User Interface Consistency
PenPoint encourages application user interfaces to be consistent with one
another in several areas. In our previous discussion of gestures, we pointed
out the concept of a core set of approximately one dozen gestures that
all applications implement in a consistent fashion. In addition, there
is a set of Standard Application Menus (SAMs), commands, and Option Sheets
that all applications must implement. (As you may have guessed, the
Application Framework provides default implementations of these features that
are sufficient for most applications.)
SAMS specifies two required menus: a Document menu and an Edit menu. The
Document menu contains (at least) Checkpoint, Revert, Print, Print Setup,
Send, and About commands.
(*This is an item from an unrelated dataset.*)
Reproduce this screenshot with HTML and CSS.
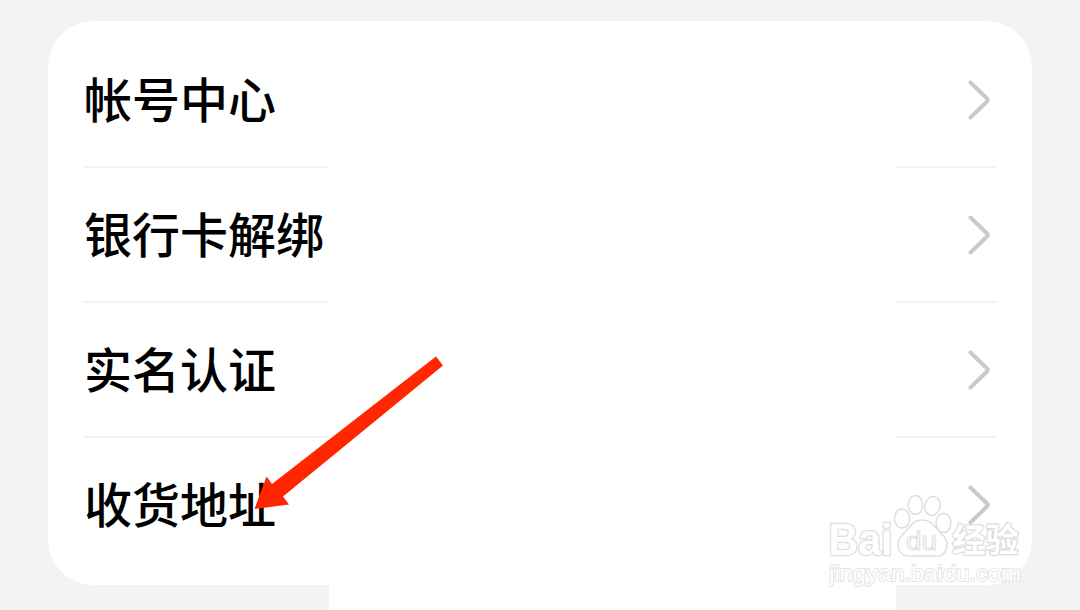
FILE: index.html
```
<!DOCTYPE html>
<html lang="zh-CN">
<head>
    <meta charset="UTF-8">
    <meta name="viewport" content="width=device-width, initial-scale=1.0">
    <title>帐号设置</title>
    <link rel="stylesheet" href="styles.css">
</head>
<body>
    <main class="page">
        <div class="card">
            <div class="row">
                <span class="label">帐号中心</span>
                <svg class="chevron" viewBox="0 0 24 42"><path d="M3.5 3.5 L20 19.5 Q21.5 21 20 22.5 L3.5 38.5"/></svg>
            </div>
            <div class="row">
                <span class="label">银行卡解绑</span>
                <svg class="chevron" viewBox="0 0 24 42"><path d="M3.5 3.5 L20 19.5 Q21.5 21 20 22.5 L3.5 38.5"/></svg>
            </div>
            <div class="row">
                <span class="label">实名认证</span>
                <svg class="chevron" viewBox="0 0 24 42"><path d="M3.5 3.5 L20 19.5 Q21.5 21 20 22.5 L3.5 38.5"/></svg>
            </div>
            <div class="row">
                <span class="label">收货地址</span>
                <svg class="chevron" viewBox="0 0 24 42"><path d="M3.5 3.5 L20 19.5 Q21.5 21 20 22.5 L3.5 38.5"/></svg>
            </div>
        </div>

        <!-- blank strip over the middle of the list -->
        <div class="mask"></div>

        <svg class="arrow" viewBox="0 0 190 156">
            <path d="M182 0.5 L189 9.5 L29 140.5 L35 148.5 L0.5 153 L12.5 120.5 L18 128 Z"/>
        </svg>

        <svg class="watermark" viewBox="0 0 200 100">
            <text class="mark" x="0.5" y="64.5" font-size="44" textLength="64" lengthAdjust="spacingAndGlyphs">Bai</text>
            <ellipse cx="74" cy="28.5" rx="7.5" ry="9.5"/>
            <ellipse cx="87.5" cy="15" rx="7.2" ry="9.5"/>
            <ellipse cx="104.5" cy="16" rx="7.5" ry="9.5" transform="rotate(12 105 16)"/>
            <ellipse cx="115.5" cy="33" rx="7.5" ry="9.5"/>
            <path d="M94 30 C103 30 106 36 112 42 C118 48 121 53 118 60 C115 68 107 66 95 66 C83 66 75 68 71 60 C68 52 72 47 77 42 C83 36 85 30 94 30 Z"/>
            <text class="du" x="78" y="60" font-size="25" textLength="31" lengthAdjust="spacingAndGlyphs">du</text>
            <text class="mark cjk" x="124.5" y="62" font-size="33" textLength="66" lengthAdjust="spacingAndGlyphs">经验</text>
            <text class="url" x="1" y="91" font-size="22" textLength="192" lengthAdjust="spacingAndGlyphs">jingyan.baidu.com</text>
        </svg>
    </main>
</body>
</html>
```

FILE: styles.css
```
:root {
    --background: #f2f3f5;
    --card: #ffffff;
    --text: #000000;
    --border: #f2f2f2;
    --chevron: #cacaca;
    --arrow: #ff2600;
    --mark: #dedede;
}

body {
    margin: 0;
    background: var(--background);
    color: var(--text);
    font-family: 'Noto Sans CJK SC', sans-serif;
}

.page {
    position: relative;
    box-sizing: border-box;
    height: 610px;
    padding: 21px 48px 25px;
    overflow: hidden;
}

.card {
    box-sizing: border-box;
    height: 564px;
    padding: 12px 36px;
    background: var(--card);
    border-radius: 46px;
}

.row {
    display: flex;
    align-items: center;
    justify-content: space-between;
    box-sizing: border-box;
    height: 135px;
    padding-right: 5px;
    border-bottom: 2px solid var(--border);
}

.row:last-child {
    border-color: transparent;
}

.label {
    padding-bottom: 5px;
    font-size: 48px;
    font-weight: 500;
    line-height: 70px;
}

.chevron {
    width: 24px;
    height: 42px;
    fill: none;
    stroke: var(--chevron);
    stroke-width: 4;
    stroke-linecap: round;
}

.mask {
    position: absolute;
    left: 329px;
    top: 22px;
    width: 567px;
    bottom: 0;
    background: var(--card);
}

.arrow {
    position: absolute;
    left: 254px;
    top: 356px;
    width: 190px;
    height: 156px;
    fill: var(--arrow);
}

.watermark {
    position: absolute;
    left: 828px;
    top: 490px;
    width: 200px;
    height: 100px;
    fill: #ffffff;
    stroke: var(--mark);
    stroke-width: 1.5;
}

.mark,
.du,
.url {
    font-family: 'Liberation Sans', sans-serif;
    font-weight: bold;
}

.mark {
    stroke-width: 2.6;
    stroke-linejoin: round;
    paint-order: stroke;
}

.du {
    font-weight: normal;
    stroke-width: 1;
}

.cjk {
    font-family: 'Noto Sans CJK SC', sans-serif;
}

.url {
    font-weight: normal;
    stroke: #e4e4e4;
    stroke-width: 1.8;
    paint-order: stroke;
}
```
The Edit menu contains (at least) Undo, Select All,
Options, Move, Copy, Delete, Find, and Spell. In addition, SAMS provides
standard document Option Sheets that provide option cards to describe document
title and information, access controls, and application information.
To ensure appropriate application UI consistency, the PenPoint Software
Developer’s Kit includes UI Guidelines that specify the full set
of consistency requirements.
This chapter has looked at the PenPoint user interface primarily from the
user’s perspective. While this interface shares many features with existing graphical
user interfaces (GUIs), PenPoint incorporates some new ideas, including
notebook tabs for navigation among documents and writing pads for
insertion of handwritten text.
As we have seen, PenPoint is organized around the concept of a
notebook, including sections, tabs, and a Table of Contents. PenPoint also
includes a Bookshelf area along the bottom of the notebook where system-wide
objects can be stored for easy access regardless of where in the notebook
the user is working.
We have looked at the core gestures and handwriting recognition techniques
that make up one of PenPoint’s most unique and visible user interface
elements. We have noted that the pen is not intended for high-volume data
entry and that PenPoint therefore also supports keyboard data input.